Work...same ol' deal...wake up at 6am, hit snooze 1-3 times depending on what time I went to bed the night before...shower, dress, drive 30 minutes while listening to Brad and Jeremy on z103 which includes battle of the sexes, celebrity dirt (my favorite), and random other things depending on the day. Then when I enter the workplace walk downstairs, turn on the light, turn on my computer, wait for it to boot on, open the tax software, begin a tax return or continue from where I left of the day before, and then eventually make it back up the stairs to ask for more work. At noon I go to Patty and Paul's house and eat lunch and chat away with Patty about basically everything. Sometimes I read. I then go back to work at 1pm, and the routine continues. At 5:00-5:15 I finish my work and exit the establishment. Drive home for 30 minutes, listen to Shay on z103 who is not NEARLY as entertaining as Brad and Jeremy, so often resort to plugging in my Zune, and listen to High School Muscial 3 soundtrack, or something else like NSYNC or Britney. I'm not joking. This music makes me happy.

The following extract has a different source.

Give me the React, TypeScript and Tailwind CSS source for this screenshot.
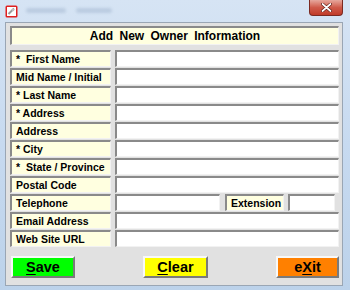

Clay and I got called to be primary teachers. I was so excited. Key word: was. Now? Well after trying to teach 5 boys and 2 girls (6-7 year olds), and having them say, "I can do whatever I want", and having them punch themselves and each other, and climb all around the chairs and move CONSTANTLY, I decided I am scared to go to church. Well, I've thought about it a lot, talked to Amy who teaches the same age group, and Clay and I have thought of a few ideas to make it better. I really hope it gets better. Clay and I felt like they went home learning nothing. I don't see how they could've POSSIBLY learned a thing! Anyway, we are trully being tried in this calling because we have no idea WHAT we are doing. Wish us luck. Maybe even pray for us:) I know we'll be fine.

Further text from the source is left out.